King Kaufman's Sports Daily

Stop me if you've heard this: Sun Belt Ducks one win from winning the Stanley Cup for old man Selanne.

Published June 5, 2007 4:00PM (EDT)

The Stanley Cup story line's getting a little samey lately, isn't it?

With the Anaheim Ducks' tense 3-2 road win over the Ottawa Senators Monday night giving them a 3-1 series lead, the formerly mighty waterfowl are 60 minutes away from winning their first championship. They're one win from beating a Canadian foe and bringing the Cup to their Sun Belt home.

All they have to do is avoid becoming the first team in 65 years to blow a 3-1 Finals lead and 36-year-old Teemu Selanne's name will be etched on the trophy at long last, after 14 years, a lockout, more than 1,000 regular-season games and at least 86 playoff tilts.
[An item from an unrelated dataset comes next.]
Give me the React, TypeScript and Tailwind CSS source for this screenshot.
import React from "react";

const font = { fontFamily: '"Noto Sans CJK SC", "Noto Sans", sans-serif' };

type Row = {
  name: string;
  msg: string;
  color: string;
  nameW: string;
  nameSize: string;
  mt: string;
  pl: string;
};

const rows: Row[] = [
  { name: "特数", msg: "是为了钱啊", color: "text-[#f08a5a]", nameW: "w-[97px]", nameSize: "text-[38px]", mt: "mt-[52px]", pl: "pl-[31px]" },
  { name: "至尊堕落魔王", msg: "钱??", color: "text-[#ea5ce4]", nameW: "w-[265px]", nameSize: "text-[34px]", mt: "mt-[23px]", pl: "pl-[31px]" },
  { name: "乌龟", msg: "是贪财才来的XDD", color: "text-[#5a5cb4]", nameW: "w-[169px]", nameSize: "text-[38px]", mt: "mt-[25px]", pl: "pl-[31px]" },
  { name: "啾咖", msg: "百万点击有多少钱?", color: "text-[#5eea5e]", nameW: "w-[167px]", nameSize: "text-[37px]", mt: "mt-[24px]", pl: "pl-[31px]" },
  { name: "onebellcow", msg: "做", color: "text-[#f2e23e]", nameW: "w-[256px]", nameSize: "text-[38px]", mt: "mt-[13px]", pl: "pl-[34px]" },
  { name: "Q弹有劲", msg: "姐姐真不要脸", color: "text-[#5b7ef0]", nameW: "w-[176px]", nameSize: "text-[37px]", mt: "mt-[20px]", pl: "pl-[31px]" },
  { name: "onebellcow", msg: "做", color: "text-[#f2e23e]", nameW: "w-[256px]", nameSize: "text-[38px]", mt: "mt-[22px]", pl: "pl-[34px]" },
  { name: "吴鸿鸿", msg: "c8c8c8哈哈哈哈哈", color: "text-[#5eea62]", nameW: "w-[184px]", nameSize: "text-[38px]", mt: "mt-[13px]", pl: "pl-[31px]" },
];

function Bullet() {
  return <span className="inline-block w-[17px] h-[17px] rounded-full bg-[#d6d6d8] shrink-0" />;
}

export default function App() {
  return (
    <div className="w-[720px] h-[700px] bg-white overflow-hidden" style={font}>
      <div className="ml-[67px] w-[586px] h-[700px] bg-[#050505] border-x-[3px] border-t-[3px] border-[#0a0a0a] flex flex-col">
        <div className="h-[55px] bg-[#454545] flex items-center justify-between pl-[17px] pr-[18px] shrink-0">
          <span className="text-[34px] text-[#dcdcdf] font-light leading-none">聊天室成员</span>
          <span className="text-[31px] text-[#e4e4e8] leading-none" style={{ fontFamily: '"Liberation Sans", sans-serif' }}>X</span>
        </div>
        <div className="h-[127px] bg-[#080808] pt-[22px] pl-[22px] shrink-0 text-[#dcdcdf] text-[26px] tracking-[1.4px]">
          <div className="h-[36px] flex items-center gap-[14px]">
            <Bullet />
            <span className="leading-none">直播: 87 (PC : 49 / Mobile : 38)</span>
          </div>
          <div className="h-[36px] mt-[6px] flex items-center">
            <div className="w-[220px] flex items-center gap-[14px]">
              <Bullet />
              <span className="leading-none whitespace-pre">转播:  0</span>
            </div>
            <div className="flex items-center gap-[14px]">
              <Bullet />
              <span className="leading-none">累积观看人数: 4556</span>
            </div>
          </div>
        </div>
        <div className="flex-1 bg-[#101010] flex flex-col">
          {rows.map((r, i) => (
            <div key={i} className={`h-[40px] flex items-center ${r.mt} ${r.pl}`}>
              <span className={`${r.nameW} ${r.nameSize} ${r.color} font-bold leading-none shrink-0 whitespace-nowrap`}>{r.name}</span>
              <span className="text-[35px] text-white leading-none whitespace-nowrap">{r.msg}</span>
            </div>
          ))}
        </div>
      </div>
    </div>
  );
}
Any of this sounding familiar?

Those of us in the key-banging racket need a new plot. We used up all the sunshine and hockey-ignorance jokes when Tampa Bay beat Calgary in 2004 and Carolina beat Edmonton last year. So, great, Anaheim's going to win the Cup and we'll all feed our columns from last year into Jokerator 2.4 -- have you updated? -- and it'll change NASCAR to Disneyland and barbecue to Chardonnay.

Gosh, it's almost like anybody could do this job.

We were in this spot a year ago, the Hurricanes winning Game 4 in Edmonton to take a 3-1 lead. But since the NHL has turned into "Groundhog Day on Ice," there's hope that good times are ahead. The Oilers won an overtime stunner in Game 5 last year, then won Game 6 at home before the Hurricanes finally put them away in Game 7.

That, we'll take more of.

But is it just me who's getting tired of that story line about the veteran star striving for his first championship at the end of a long career? You know, with the teammates trying to win it for him?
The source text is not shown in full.